- EXERCISE OBJECTIVE -
From the entries below, copy every line holding the word "React".

- RECORDS SHOWN -
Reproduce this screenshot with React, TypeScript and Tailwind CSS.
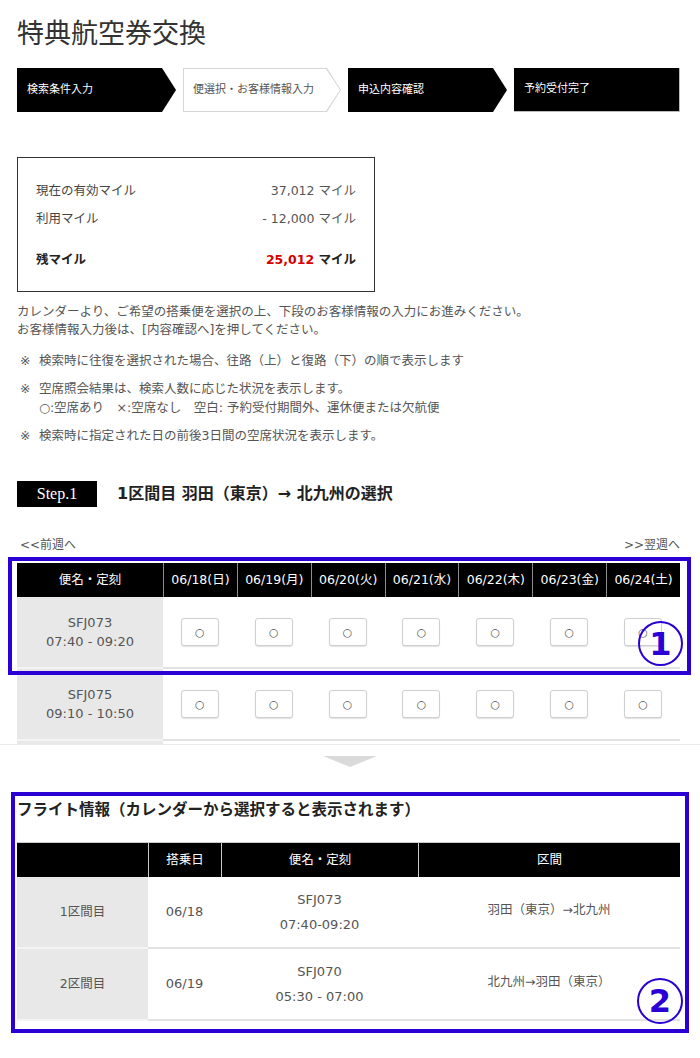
import React from "react";

const font = "font-['DejaVu_Sans','Noto_Sans_CJK_JP',sans-serif]";
const arrow =
  "[clip-path:polygon(0_0,calc(100%_-_14px)_0,100%_50%,calc(100%_-_14px)_100%,0_100%)]";

const dates = [
  "06/18(日)",
  "06/19(月)",
  "06/20(火)",
  "06/21(水)",
  "06/22(木)",
  "06/23(金)",
  "06/24(土)",
];

const flights = [
  { no: "SFJ073", time: "07:40 - 09:20" },
  { no: "SFJ075", time: "09:10 - 10:50" },
];

function SeatButton() {
  return (
    <button className="w-[38px] h-[28px] border border-[#cfcfcf] rounded-[3px] bg-white shadow-[0_1px_1px_rgba(0,0,0,0.12)] text-[11px] leading-none text-[#555] flex items-center justify-center">
      ○
    </button>
  );
}

export default function App() {
  return (
    <div className={`relative w-[700px] h-[1058px] bg-white text-[#555] ${font}`}>
      {/* Title */}
      <div className="pl-[17px] pr-[20px] pt-[16px]">
        <h1 className="text-[27px] leading-[36px] text-[#333] font-normal">特典航空券交換</h1>

        {/* Step bar */}
        <div className="flex gap-[7px] h-[44px] mt-[16px] text-[11px]">
          <div className={`w-[159px] bg-black text-white flex items-center pl-[10px] ${arrow}`}>
            検索条件入力
          </div>
          <div className={`relative w-[158px] bg-[#d6d6d6] ${arrow}`}>
            <div className={`absolute inset-[1px] bg-white text-[#555] flex items-center pl-[9px] ${arrow}`}>
              便選択・お客様情報入力
            </div>
          </div>
          <div className={`w-[159px] bg-black text-white flex items-center pl-[10px] ${arrow}`}>
            申込内容確認
          </div>
          <div className="w-[166px] bg-black text-white flex items-center pl-[10px] border-r border-b border-[#bbb]">
            予約受付完了
          </div>
        </div>

        {/* Miles box */}
        <div className="mt-[45px] w-[358px] border border-[#333] px-[18px] pt-[19px] pb-[17px] text-[12.5px]">
          <div className="flex justify-between leading-[28px]">
            <span className="text-[#444]">現在の有効マイル</span>
            <span>37,012 マイル</span>
          </div>
          <div className="flex justify-between leading-[28px]">
            <span className="text-[#444]">利用マイル</span>
            <span>- 12,000 マイル</span>
          </div>
          <div className="flex justify-between leading-[28px] mt-[13px] font-bold text-[#222]">
            <span>残マイル</span>
            <span>
              <span className="text-[#d40000]">25,012</span> マイル
            </span>
          </div>
        </div>

        {/* Description */}
        <p className="mt-[11px] text-[12.5px] leading-[18px]">
          カレンダーより、ご希望の搭乗便を選択の上、下段のお客様情報の入力にお進みください。
          <br />
          お客様情報入力後は、[内容確認へ]を押してください。
        </p>

        <div className="mt-[12px] text-[12.5px] leading-[19px] flex flex-col gap-[9px]">
          <div className="flex pl-[3px]">
            <span className="w-[19px] shrink-0">※</span>
            <span>検索時に往復を選択された場合、往路（上）と復路（下）の順で表示します</span>
          </div>
          <div className="flex pl-[3px]">
            <span className="w-[19px] shrink-0">※</span>
            <span>
              空席照会結果は、検索人数に応じた状況を表示します。
              <br />
              ○:空席あり　×:空席なし　空白: 予約受付期間外、運休便または欠航便
            </span>
          </div>
          <div className="flex pl-[3px]">
            <span className="w-[19px] shrink-0">※</span>
            <span>検索時に指定された日の前後3日間の空席状況を表示します。</span>
          </div>
        </div>

        {/* Step heading */}
        <div className="mt-[36px] flex items-center h-[26px]">
          <div className="w-[80px] h-[26px] bg-black text-white flex items-center justify-center font-['Liberation_Serif',serif] text-[16px]">
            Step.1
          </div>
          <h2 className="ml-[20px] text-[16px] font-bold text-[#222]">
            1区間目 羽田（東京）→ 北九州の選択
          </h2>
        </div>

        {/* Prev / Next */}
        <div className="mt-[30px] flex justify-between text-[12px] leading-[16px] pl-[3px]">
          <span>&lt;&lt;前週へ</span>
          <span>&gt;&gt;翌週へ</span>
        </div>
      </div>

      {/* Calendar table (clipped) */}
      <div className="mt-[10px] border-b border-[#ebebeb]">
        <div className="ml-[17px] mr-[20px] h-[181px] overflow-hidden">
          <div className="grid grid-cols-[146px_repeat(7,1fr)] h-[34px] bg-black text-white text-[12.5px]">
            <div className="flex items-center justify-center">便名・定刻</div>
            {dates.map((d) => (
              <div key={d} className="flex items-center justify-center border-l border-[#8c8c8c]">
                {d}
              </div>
            ))}
          </div>
          {flights.map((f) => (
            <div key={f.no} className="grid grid-cols-[146px_repeat(7,1fr)] h-[72px]">
              <div className="bg-[#e8e8e8] border-b-2 border-[#f4f4f4] flex flex-col items-center justify-center text-[13px] leading-[19px] text-[#555]">
                <span>{f.no}</span>
                <span>{f.time}</span>
              </div>
              {dates.map((d) => (
                <div key={d} className="border-b-2 border-[#e2e2e2] flex items-center justify-center">
                  <SeatButton />
                </div>
              ))}
            </div>
          ))}
          <div className="grid grid-cols-[146px_repeat(7,1fr)] h-[72px]">
            <div className="bg-[#e8e8e8]" />
          </div>
        </div>
      </div>

      {/* Down triangle */}
      <div className="mt-[11px] flex justify-center">
        <div className="w-0 h-0 border-l-[27px] border-r-[27px] border-t-[11px] border-l-transparent border-r-transparent border-t-[#dadada]" />
      </div>

      {/* Flight info */}
      <div className="pl-[17px] pr-[20px]">
        <h3 className="mt-[32px] text-[15.5px] leading-[22px] font-bold text-[#222]">
          フライト情報（カレンダーから選択すると表示されます）
        </h3>
        <div className="mt-[21px]">
          <div className="grid grid-cols-[131px_73px_197px_1fr] h-[35px] bg-black text-white text-[12.5px] border-t border-[#ccc]">
            <div />
            <div className="flex items-center justify-center border-l border-[#c8c8c8]">搭乗日</div>
            <div className="flex items-center justify-center border-l border-[#c8c8c8]">便名・定刻</div>
            <div className="flex items-center justify-center border-l border-[#c8c8c8]">区間</div>
          </div>
          {[
            { seg: "1区間目", date: "06/18", no: "SFJ073", time: "07:40-09:20", route: "羽田（東京）→北九州" },
            { seg: "2区間目", date: "06/19", no: "SFJ070", time: "05:30 - 07:00", route: "北九州→羽田（東京）" },
          ].map((r) => (
            <div key={r.seg} className="grid grid-cols-[131px_73px_197px_1fr] h-[72px] text-[12.5px]">
              <div className="bg-[#e8e8e8] border-b-2 border-[#f4f4f4] flex items-center justify-center">
                {r.seg}
              </div>
              <div className="border-b-2 border-[#e2e2e2] flex items-center justify-center text-[13px]">
                {r.date}
              </div>
              <div className="border-b-2 border-[#e2e2e2] flex flex-col items-center justify-center text-[13px] leading-[25px]">
                <span>{r.no}</span>
                <span>{r.time}</span>
              </div>
              <div className="border-b-2 border-[#e2e2e2] flex items-center justify-center pb-[4px]">
                {r.route}
              </div>
            </div>
          ))}
        </div>
      </div>

      {/* Annotations */}
      <div className="absolute left-[8px] top-[557px] w-[683px] h-[118px] border-4 border-[#2a00d5] pointer-events-none" />
      <div className="absolute left-[638px] top-[621px] w-[45px] h-[45px] rounded-full border-2 border-[#2a00d5] flex items-center justify-center text-[#2a00d5] font-bold text-[32px] leading-none pointer-events-none">
        1
      </div>
      <div className="absolute left-[11px] top-[792px] w-[678px] h-[241px] border-4 border-[#2a00d5] pointer-events-none" />
      <div className="absolute left-[637px] top-[978px] w-[46px] h-[46px] rounded-full border-2 border-[#2a00d5] flex items-center justify-center text-[#2a00d5] font-bold text-[32px] leading-none pointer-events-none">
        2
      </div>
    </div>
  );
}
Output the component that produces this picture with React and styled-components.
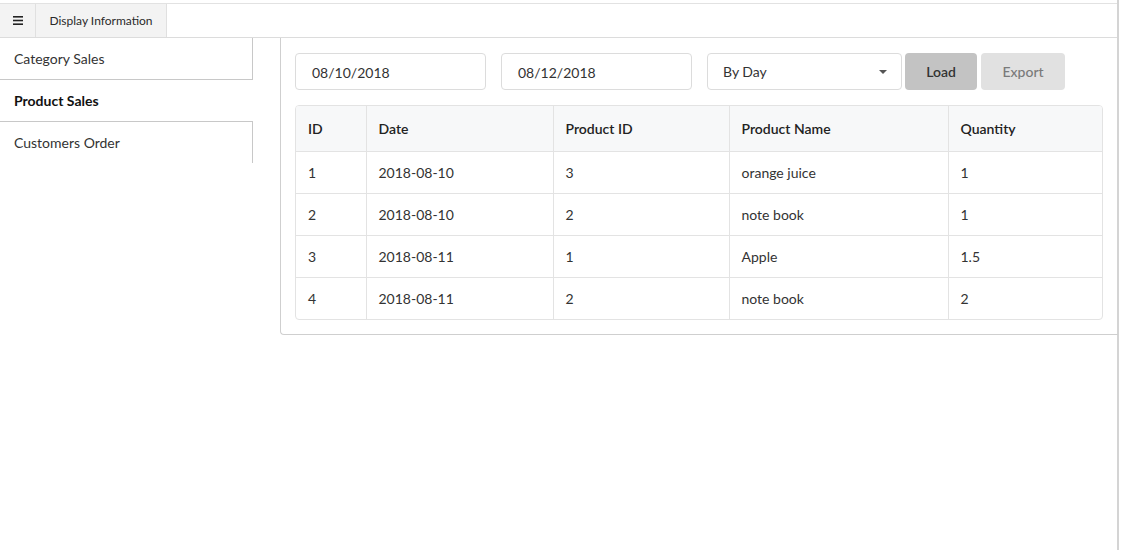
import styled, { createGlobalStyle } from "styled-components";

const GlobalStyle = createGlobalStyle`
    html, body {
        margin: 0;
        padding: 0;
        background: #fff;
    }
    body {
        font-family: Lato, "Liberation Sans", sans-serif;
        font-size: 14px;
        color: #333;
    }
`;

const rows = [
    { id: 1, date: "2018-08-10", productId: 3, name: "orange juice", qty: "1" },
    { id: 2, date: "2018-08-10", productId: 2, name: "note book", qty: "1" },
    { id: 3, date: "2018-08-11", productId: 1, name: "Apple", qty: "1.5" },
    { id: 4, date: "2018-08-11", productId: 2, name: "note book", qty: "2" },
];

const columns = [
    { key: "id", label: "ID", width: 70 },
    { key: "date", label: "Date", width: 187 },
    { key: "productId", label: "Product ID", width: 176 },
    { key: "name", label: "Product Name", width: 219 },
    { key: "qty", label: "Quantity", width: 154 },
];

const menuItems = ["Category Sales", "Product Sales", "Customers Order"];

const MenuIcon = () => (
    <svg width="10" height="9" viewBox="0 0 10 9" fill="#222">
        <rect x="0" y="0" width="10" height="1.6" />
        <rect x="0" y="3.7" width="10" height="1.6" />
        <rect x="0" y="7.4" width="10" height="1.6" />
    </svg>
);

const Caret = () => (
    <svg width="8" height="4" viewBox="0 0 8 4" fill="#555">
        <path d="M0 0 L8 0 L4 4 Z" />
    </svg>
);

const App = () => {
    const active = "Product Sales";
    return (
        <Page>
            <GlobalStyle />
            <TopBar>
                <MenuButton>
                    <MenuIcon />
                </MenuButton>
                <Tab>Display Information</Tab>
            </TopBar>
            <Body>
                <Sidebar>
                    {menuItems.map((item, i) => (
                        <SideItem
                            key={item}
                            $active={item === active}
                            $first={i === 0}
                        >
                            {item}
                        </SideItem>
                    ))}
                </Sidebar>
                <Panel>
                    <Toolbar>
                        <DateField>08/10/2018</DateField>
                        <DateField>08/12/2018</DateField>
                        <Select>
                            <span>By Day</span>
                            <Caret />
                        </Select>
                        <Button $variant="load">Load</Button>
                        <Button $variant="export">Export</Button>
                    </Toolbar>
                    <TableWrap>
                        <Table>
                            <colgroup>
                                {columns.map((c) => (
                                    <col key={c.key} style={{ width: c.width }} />
                                ))}
                            </colgroup>
                            <thead>
                                <tr>
                                    {columns.map((c) => (
                                        <Th key={c.key}>{c.label}</Th>
                                    ))}
                                </tr>
                            </thead>
                            <tbody>
                                {rows.map((r) => (
                                    <tr key={r.id}>
                                        {columns.map((c) => (
                                            <Td key={c.key}>{r[c.key]}</Td>
                                        ))}
                                    </tr>
                                ))}
                            </tbody>
                        </Table>
                    </TableWrap>
                </Panel>
            </Body>
        </Page>
    );
};

const Page = styled.div`
    width: 1119px;
    min-height: 550px;
    box-sizing: border-box;
    border-right: 2px solid #d4d4d4;
    padding-top: 3px;
`;

const TopBar = styled.div`
    display: flex;
    height: 35px;
    box-sizing: border-box;
    border-top: 1px solid #e2e2e2;
    border-bottom: 1px solid #dcdcdc;
    background: #fff;
`;

const MenuButton = styled.div`
    width: 35px;
    display: flex;
    align-items: center;
    justify-content: center;
    background: #f3f3f3;
    border-right: 1px solid #e0e0e0;
`;

const Tab = styled.div`
    width: 130px;
    display: flex;
    align-items: center;
    justify-content: center;
    background: #f3f3f3;
    border-right: 1px solid #e0e0e0;
    font-size: 12px;
    color: #2a2a2a;
`;

const Body = styled.div`
    display: flex;
    align-items: flex-start;
`;

const Sidebar = styled.div`
    width: 253px;
    flex-shrink: 0;
`;

const SideItem = styled.div`
    height: ${(p) => (p.$active ? "41px" : "42px")};
    box-sizing: border-box;
    display: flex;
    align-items: center;
    padding-left: 14px;
    font-size: 14px;
    color: ${(p) => (p.$active ? "#111" : "#333")};
    font-weight: ${(p) => (p.$active ? 700 : 400)};
    border-right: 1px solid ${(p) => (p.$active ? "transparent" : "#c8c8c8")};
    border-bottom: ${(p) => (p.$first ? "1px solid #c8c8c8" : "none")};
    border-top: ${(p) => (!p.$first && !p.$active ? "1px solid #c8c8c8" : "none")};
`;

const Panel = styled.div`
    flex: 1;
    margin-left: 27px;
    border: 1px solid #cfcfcf;
    border-top: none;
    border-right: none;
    border-bottom-left-radius: 4px;
    padding: 15px 15px 14px 14px;
`;

const Toolbar = styled.div`
    display: flex;
    align-items: center;
    height: 37px;
`;

const DateField = styled.div`
    width: 191px;
    height: 37px;
    box-sizing: border-box;
    border: 1px solid #dcdcdc;
    border-radius: 4px;
    display: flex;
    align-items: center;
    padding: 1px 0 0 16px;
    margin-right: 15px;
    font-size: 14px;
    color: #333;
`;

const Select = styled.div`
    width: 195px;
    height: 37px;
    box-sizing: border-box;
    border: 1px solid #dcdcdc;
    border-radius: 4px;
    display: flex;
    align-items: center;
    justify-content: space-between;
    padding: 0 14px 0 15px;
    margin-right: 3px;
    font-size: 14px;
    color: #333;
`;

const Button = styled.div`
    height: 37px;
    width: ${(p) => (p.$variant === "load" ? "72px" : "84px")};
    margin-right: 4px;
    border-radius: 4px;
    display: flex;
    align-items: center;
    justify-content: center;
    font-size: 14px;
    font-weight: ${(p) => (p.$variant === "load" ? 600 : 500)};
    background: ${(p) => (p.$variant === "load" ? "#c3c3c3" : "#e1e1e1")};
    color: ${(p) => (p.$variant === "load" ? "#333" : "#7a7a7a")};
`;

const TableWrap = styled.div`
    margin-top: 15px;
    border: 1px solid #e3e3e3;
    border-radius: 4px;
    overflow: hidden;
`;

const Table = styled.table`
    width: 100%;
    border-collapse: collapse;
    table-layout: fixed;
`;

const Th = styled.th`
    height: 45px;
    background: #f7f8f9;
    text-align: left;
    padding: 0 12px;
    font-weight: 600;
    font-size: 14px;
    color: #222;
    border-bottom: 1px solid #e3e3e3;
    border-left: 1px solid #e3e3e3;
    &:first-child {
        border-left: none;
    }
`;

const Td = styled.td`
    height: 41px;
    padding: 0 12px;
    font-size: 14px;
    color: #333;
    border-left: 1px solid #e3e3e3;
    border-top: 1px solid #e3e3e3;
    &:first-child {
        border-left: none;
    }
    tr:first-child > & {
        border-top: none;
    }
`;

export default App;
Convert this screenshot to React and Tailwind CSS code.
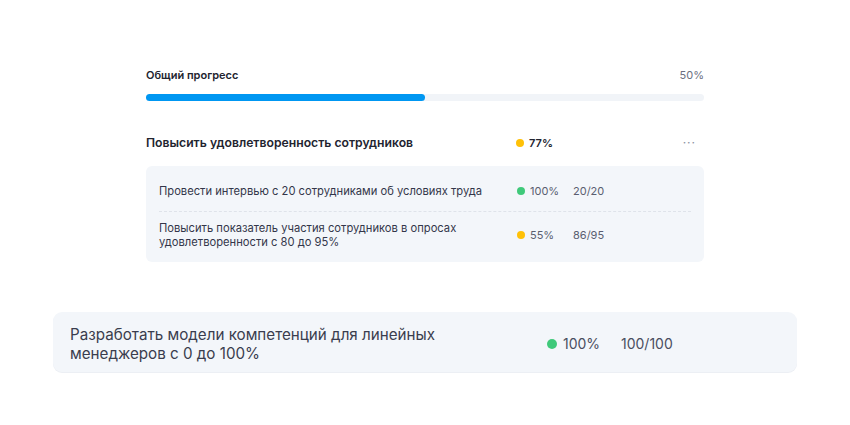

- CORRECT RESULT -
Reproduce this screenshot with React, TypeScript and Tailwind CSS.
import React from "react";
Output the component that produces this picture with React and styled-components.
Convert this screenshot to React and Tailwind CSS code.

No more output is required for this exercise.